Have you looked into fixing the network issues - making the link more stable?
glen
Jsang2
16 Posts
0
January 24th, 2012 21:00
Yes there is an open case with EMC , who have looked at the SP collect logs without giving any solution so far . According to them this might a bug which will be fixed by flare code (Zeus 10 ) upgrade to be releases by end of March 2012
khughes8675
6 Posts
0
June 26th, 2012 15:00
We started running into the exact same problem with mirroview after we upgraded to flare 30. The SAN initiating the connection is on flare 04.30.000.5.523. The target SAN is on flare 04.30.000.5.517. Before the upgrade, we never experienced problems with recovery. We would get the mail home, but mirrors never became fractured. It seems the upgrade in the flare made this function more sensitive to network connectivity problems. The network errors are so minimal, we cant even capture them with the tools we are using. the problem is getting worse. Now the SP on both sides is in a "logged out" state. We have to trespass all our mirrors to the other SP. To get the problem SP logged back in, we have to reboot the SP. The when the other SP starts running into the same problems, we have to trespass everything back and reboot that SP. Not A VALID WORKAROUND! Support is trying to tell us it is our network, but I pointed out the fact that this got worse after our flare upgrade. Now SPB is logged out on both SANs. SPA is starting to hiccup now, and only fractures some of our mirrors, not all. We have also been able to restore connectivity in the past by pulling the cable and reseating it. Also not a valid work around.
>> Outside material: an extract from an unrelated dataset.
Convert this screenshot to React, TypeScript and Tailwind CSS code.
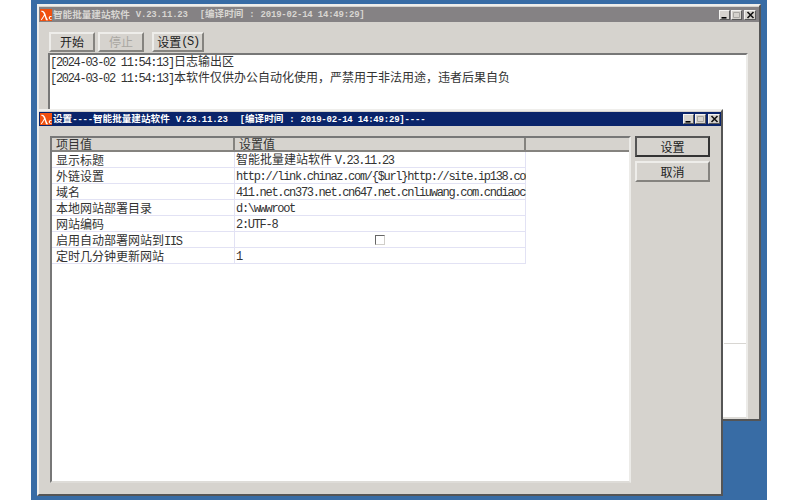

The original post described using this method to re-establish connectivity:
"What I have noted is the ISCSI Login is not automatic when the link resumes and according to EMC Support the only solution is to disable and enable ISCSI connection from manage connections for the replication to continue which is a manual way not automatic."
How can I do this? The only option I see is to de-register/re-register the port. Also, SPA is currently in this state:
A login session to the iSCSI target device is already active. (0x712b8008)
Jsang2
16 Posts
0
June 27th, 2012 01:00
The problem was sorted after the Flare code was upgraded and a patch named Zeus 10 applied , Now the Recovery Policy works Perfect without any intervention
khughes8675
6 Posts
0
June 27th, 2012 09:00
Thanks Jsang. I was not sure anybody would still be using this post You described a work around disable/enable iscsi connection. Were you de-registering then re-registering?
Jsang2
16 Posts
0
June 27th, 2012 10:00
No just disable and enable iscsi connection under manage connections , initially I used to reboot the remote SP's but was adviced by EMC support otherwise
Jsang2
16 Posts
0
June 27th, 2012 11:00
You will have to disable iscsi connection , disconnect the iscsi port wait for like 5 minutes ,then connect back and enable iscsi connection
khughes8675
6 Posts
0
June 27th, 2012 11:00
Hi Danjost
This used to fix the problem, but has become ineffective. The problem is gradually getting worse. Even rebooting the sp's no longer fixes it.
DanJost
190 Posts
0
June 27th, 2012 11:00
Like I said in a previous post, running the connectivity test on the connections will brings the MV/A connection back up. While manual, it is far less intrusive than rebooting SPs, disabling/reenabling iscsi connections, or pulling cables. Glad to hear that there is a patch that is supposed to fix this.
khughes8675
6 Posts
0
June 27th, 2012 11:00
Thanks JSang. When I try this, I get a message at the end "The specified user account already exists" Any ideas?
khughes8675
6 Posts
0
June 27th, 2012 12:00
Thanks JSang
Our mirrors are fractured at this point and I cannot get anything to replicate between the sans across the iscsi connection for both ports.
When I look under System Management -> Storage Connectivity Status -> Mirrorview Initiators It shows spb is not logged in. It is missing it's attributes, unlike spa which has its attributes. The Deregister button is not ghosted out like it is on spa. Do you know why it is missing its attributes? Is it because it is logged out? If I deregister, is it pretty straight forward to re-register?
Also, can anybody tell me if they have seen this before and what they did to resolve it?
Under iscsi management -> connection between storage systems -> Test shows the below results. Is there a way to log spa out so it re-initiates a new login? Any ideas on how I can get spb logged back in?
A login session to the iSCSI target device is already active. (0x712b8008)
Request timed out.
Test successes: 0
Test failures: 2
khughes8675
6 Posts
0
June 27th, 2012 12:00
It is going to be awhile before I can update the flare code, so anything I can do manually to get us by would really help.
lfmarrero
4 Posts
0
May 27th, 2014 07:00
I know this has been a while ago since posted but I am just curious as to what fixed the issue since I am experiencing something very similar.